Все-таки это не обычная тюрьма с ее жестким распорядком. Здесь можно спать сколько хочешь. Эрик вообще не хотел возвращаться в камеру, рассчитывая пересидеть до следующего вечера в каком-нибудь из многочисленных закутков подвала. Настоял Курти. На игру все-равно не заберут — не выходной же, когда на специальные представления вытаскивают любимчиков. Зато можно выспаться не на полу. Плюс завтрак и обед. Про себя Курти подумал, что боится горгулью и ничего с этим страхом поделать не может, но этого говорить не стал. Эрик согласился, добавив, что идея в целом неплохая, да и не факт, что их не заметят, когда придут за кайкапами. Наибольшей опасностью был Арман. Вдруг выживет? Вдруг его найдут? Но тогда, где бы они не находились, что в подвале, что в камере, им двоим все равно конец.

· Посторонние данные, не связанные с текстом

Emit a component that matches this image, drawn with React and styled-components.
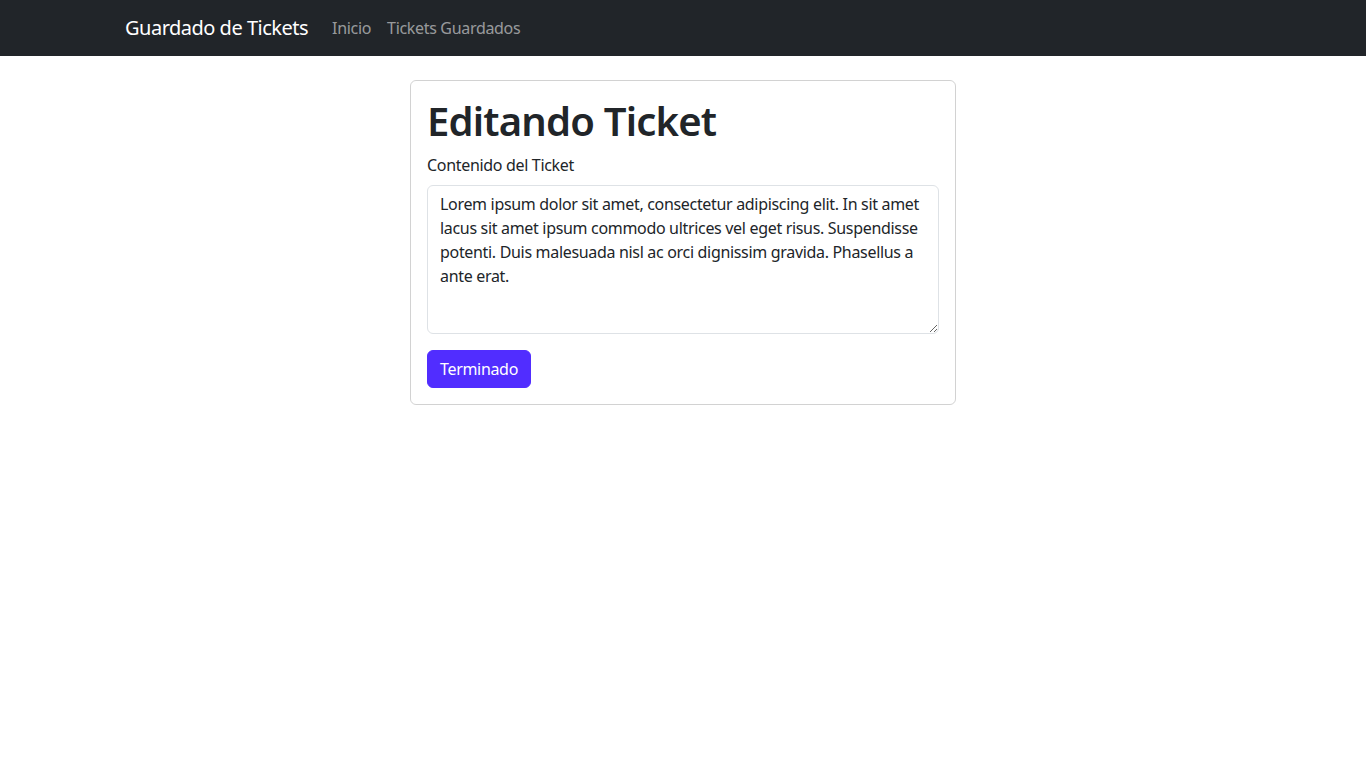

Оставалось только надеяться, что пропажу крейклингов не свяжут с подвалом. Им только один день продержатся. Точнее выспаться. На завтрак оба проснулись, впихнули в себя порцию ячневой каши. Слабосоленой, но хорошо сваренной и порция солидная. После чего опять завалились спать. И планировали делать это до обеда, а потом, скорее всего и до вечера. Никто их ночного отсутствия не заметил, но Курти поймал удивленный взгляд Жака-Бати. Удивленный и нехороший. Неизвестно сколько он торчал у бассейна после той шутки, что сыграл с ним Курти, но наверняка будет теперь что-то подозревать. Судя по этим взглядам, он хотел подойти и потолковать, но Шепелявый все время был рядом, а с ним Жак связываться лишний раз не хотел… Мысленно Курти продолжал звать Эрика Шепелявым. Привык.
Ни Неправильного, ни Джуса никто не хватился. Камера большая, людей много и заняты все только собой, а друзей ни у того, ни у другого, не было.

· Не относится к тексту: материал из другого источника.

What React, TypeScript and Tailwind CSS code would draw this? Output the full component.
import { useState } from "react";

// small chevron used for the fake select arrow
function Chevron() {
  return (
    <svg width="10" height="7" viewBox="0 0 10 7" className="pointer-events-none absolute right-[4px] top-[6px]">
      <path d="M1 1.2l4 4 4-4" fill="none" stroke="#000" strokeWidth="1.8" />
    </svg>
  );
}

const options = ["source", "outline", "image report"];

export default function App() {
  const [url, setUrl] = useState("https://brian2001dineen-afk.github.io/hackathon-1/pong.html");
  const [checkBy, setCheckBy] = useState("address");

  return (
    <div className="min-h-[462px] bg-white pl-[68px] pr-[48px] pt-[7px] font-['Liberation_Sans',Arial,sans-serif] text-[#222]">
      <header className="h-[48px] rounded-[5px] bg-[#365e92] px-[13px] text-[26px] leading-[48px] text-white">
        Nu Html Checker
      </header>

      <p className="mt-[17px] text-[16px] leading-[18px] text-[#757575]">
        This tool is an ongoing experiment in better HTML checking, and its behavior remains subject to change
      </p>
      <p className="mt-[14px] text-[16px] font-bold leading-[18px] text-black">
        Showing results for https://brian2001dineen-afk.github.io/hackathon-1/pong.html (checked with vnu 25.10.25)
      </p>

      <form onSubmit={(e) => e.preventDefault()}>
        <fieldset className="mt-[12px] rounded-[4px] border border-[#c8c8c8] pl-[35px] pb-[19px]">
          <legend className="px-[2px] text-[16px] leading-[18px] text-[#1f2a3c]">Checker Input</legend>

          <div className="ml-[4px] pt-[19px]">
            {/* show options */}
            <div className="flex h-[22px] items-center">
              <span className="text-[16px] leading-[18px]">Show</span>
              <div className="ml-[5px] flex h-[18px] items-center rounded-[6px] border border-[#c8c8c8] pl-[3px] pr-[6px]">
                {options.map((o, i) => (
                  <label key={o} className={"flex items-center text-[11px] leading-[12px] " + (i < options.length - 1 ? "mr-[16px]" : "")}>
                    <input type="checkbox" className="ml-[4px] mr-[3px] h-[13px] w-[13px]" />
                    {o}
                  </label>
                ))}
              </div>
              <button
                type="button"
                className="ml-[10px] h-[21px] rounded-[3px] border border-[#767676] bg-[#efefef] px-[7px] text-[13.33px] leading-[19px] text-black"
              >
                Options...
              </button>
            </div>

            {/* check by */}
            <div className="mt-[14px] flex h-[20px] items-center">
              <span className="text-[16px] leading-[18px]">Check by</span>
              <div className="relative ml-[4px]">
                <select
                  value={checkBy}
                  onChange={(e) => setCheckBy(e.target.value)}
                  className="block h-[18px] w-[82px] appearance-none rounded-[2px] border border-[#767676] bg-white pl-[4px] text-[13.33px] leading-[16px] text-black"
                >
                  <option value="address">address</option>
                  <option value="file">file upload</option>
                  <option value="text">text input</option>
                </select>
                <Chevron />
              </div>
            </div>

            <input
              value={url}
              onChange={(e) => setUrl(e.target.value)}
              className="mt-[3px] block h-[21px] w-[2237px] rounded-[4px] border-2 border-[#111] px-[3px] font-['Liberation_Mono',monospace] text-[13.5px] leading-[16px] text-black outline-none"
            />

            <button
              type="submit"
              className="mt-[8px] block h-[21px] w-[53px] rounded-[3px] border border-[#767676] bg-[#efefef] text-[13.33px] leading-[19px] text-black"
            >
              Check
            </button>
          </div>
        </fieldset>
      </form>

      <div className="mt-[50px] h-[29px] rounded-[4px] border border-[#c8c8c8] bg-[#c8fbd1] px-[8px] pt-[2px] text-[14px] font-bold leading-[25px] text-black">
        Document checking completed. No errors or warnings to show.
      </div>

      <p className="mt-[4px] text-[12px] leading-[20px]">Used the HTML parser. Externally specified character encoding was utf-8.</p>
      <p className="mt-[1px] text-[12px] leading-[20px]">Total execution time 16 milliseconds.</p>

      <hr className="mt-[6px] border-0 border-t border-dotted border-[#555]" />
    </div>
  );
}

Когда вошли крейклинги, Курти и Эрик слезли с нар и построились, как того требовали правила. Оба слегка расслабились. Уже пять пополудни и Арман никоим образом не давал о себе знать. Сейчас крейклинги заберут страдальцев и можно будет дрыхнуть дальше.
— Так! Вот этот! Да! Да! Да! И вон того! Покрепче который. Вон!!! Того! Этого обязательно!

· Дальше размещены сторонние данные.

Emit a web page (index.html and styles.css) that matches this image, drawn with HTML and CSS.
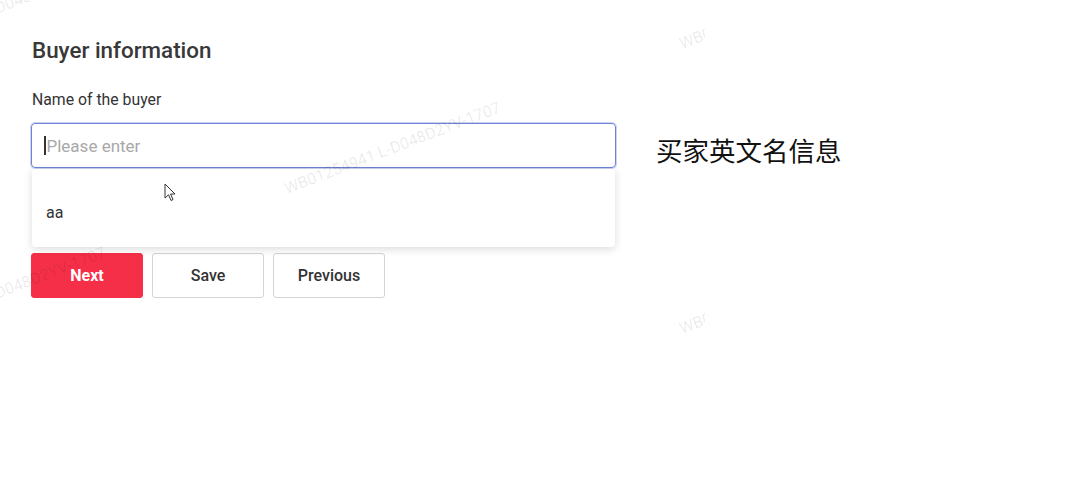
FILE: index.html
```html
<!DOCTYPE html>
<html lang="en">
<head>
  <meta charset="UTF-8" />
  <title>Buyer information</title>
  <link rel="stylesheet" href="styles.css">
</head>
<body>
  <div class="watermarks">
    <span class="wm wm-1">WB01254941 L-D048D2YV-1707</span>
    <span class="wm wm-2">WB01254941 L-D048D2YV-1707</span>
    <span class="wm wm-3">WB01254941 L-D048D2YV-1707</span>
    <span class="wm wm-4">WB01254941 L-D048D2YV-1707</span>
    <span class="wm wm-5">WB01254941 L-D048D2YV-1707</span>
  </div>

  <div class="page">
    <div class="form">
      <h2 class="title">Buyer information</h2>
      <div class="label">Name of the buyer</div>

      <div class="field">
        <div class="input">
          <span class="caret"></span>
          <span class="placeholder">Please enter</span>
        </div>
        <div class="dropdown">
          <div class="option">aa</div>
        </div>
        <svg class="pointer" width="13" height="19" viewBox="0 0 13 19">
          <path d="M1 1 L1 15 L4.5 11.8 L7 17.5 L9 16.6 L6.6 11 L11 11 Z" fill="#fff" stroke="#333" stroke-width="1" stroke-linejoin="round"/>
        </svg>
      </div>

      <div class="actions">
        <button class="btn btn-primary">Next</button>
        <button class="btn">Save</button>
        <button class="btn">Previous</button>
      </div>
    </div>

    <div class="note">买家英文名信息</div>
  </div>
</body>
</html>
```

FILE: styles.css
```css
* {
  box-sizing: border-box;
  margin: 0;
  padding: 0;
}

body {
  font-family: Roboto, 'Noto Sans', sans-serif;
  background: #fff;
  color: #333;
  width: 1084px;
  height: 482px;
  overflow: hidden;
  position: relative;
}

.page {
  display: flex;
  gap: 40px;
  padding: 36px 0 0 31px;
}

.form {
  width: 585px;
  display: flex;
  flex-direction: column;
}

.title {
  font-size: 22.4px;
  line-height: 28px;
  font-weight: 500;
  color: #383838;
  padding-left: 1px;
}

.label {
  margin-top: 26px;
  font-size: 15.8px;
  line-height: 20px;
  color: #333;
  padding-left: 1px;
}

.field {
  position: relative;
  margin-top: 13px;
  margin-bottom: 85px;
}

.input {
  height: 45px;
  border: 1px solid #6f83d6;
  box-shadow: 0 0 0 1px rgba(111, 131, 214, 0.35);
  border-radius: 4px;
  display: flex;
  align-items: center;
  padding-left: 12px;
  gap: 1px;
}

.caret {
  width: 1.5px;
  height: 19px;
  background: #333;
}

.placeholder {
  font-size: 17px;
  color: #a8a8a8;
}

.dropdown {
  position: absolute;
  top: 46px;
  left: 1px;
  right: 1px;
  height: 78px;
  background: #fff;
  border-radius: 4px;
  box-shadow: 0 2px 8px rgba(0, 0, 0, 0.15);
  padding-top: 28px;
}

.option {
  font-size: 16px;
  line-height: 32px;
  color: #333;
  padding-left: 14px;
}

.pointer {
  position: absolute;
  top: 60px;
  left: 133px;
}

.actions {
  display: flex;
  gap: 9px;
}

.btn {
  width: 112px;
  height: 45px;
  border: 1px solid #d4d4d4;
  border-radius: 3px;
  background: #fff;
  font-family: Roboto, sans-serif;
  font-size: 16px;
  font-weight: 500;
  color: #333;
}

.btn-primary {
  background: #f52f48;
  border-color: #f52f48;
  color: #fff;
  font-weight: 700;
}

.note {
  padding-top: 96px;
  font-family: 'Noto Sans CJK SC', sans-serif;
  font-size: 26.5px;
  line-height: 36px;
  color: #111;
}

.watermarks {
  position: absolute;
  top: 0;
  left: 0;
  width: 705px;
  height: 482px;
  overflow: hidden;
  pointer-events: none;
  z-index: 5;
}

.wm {
  position: absolute;
  white-space: nowrap;
  font-family: Roboto, sans-serif;
  font-size: 16px;
  line-height: 16px;
  color: rgba(0, 0, 0, 0.09);
  transform: rotate(-21deg);
  transform-origin: left bottom;
}

.wm-1 { left: 288px; top: 181px; }
.wm-2 { left: -107px; top: 326px; }
.wm-3 { left: -107px; top: 41px; }
.wm-4 { left: 683px; top: 36px; }
.wm-5 { left: 683px; top: 321px; }
```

Эрика подхватили за руки одновременно с обеих сторон и потащили к выходу. Он так удивился, что даже не сопротивлялся.
— Эй. Меня же вроде только по особым случаям?!
— Это кто тебе сказал? Но не переживай. Сегодня как раз такой! — радостно сообщили ему.
— Но ведь не…
— Заткнись!
Народу забрали непривычно много. Почти все уже участвовали в конкурсах прежде. Когда их колонной выводили из камеры, Эрик заметил в колонне Курти спотыкающегося вверх по выщербленным ступенькам.
— Качели в детстве все любили?! — спросил кто-то из крейклингов, — сейчас у вас появится возможность вспомнить.
Курти обернулся на Эрика.
«Вот и дождались вечера», — было написано в его глазах.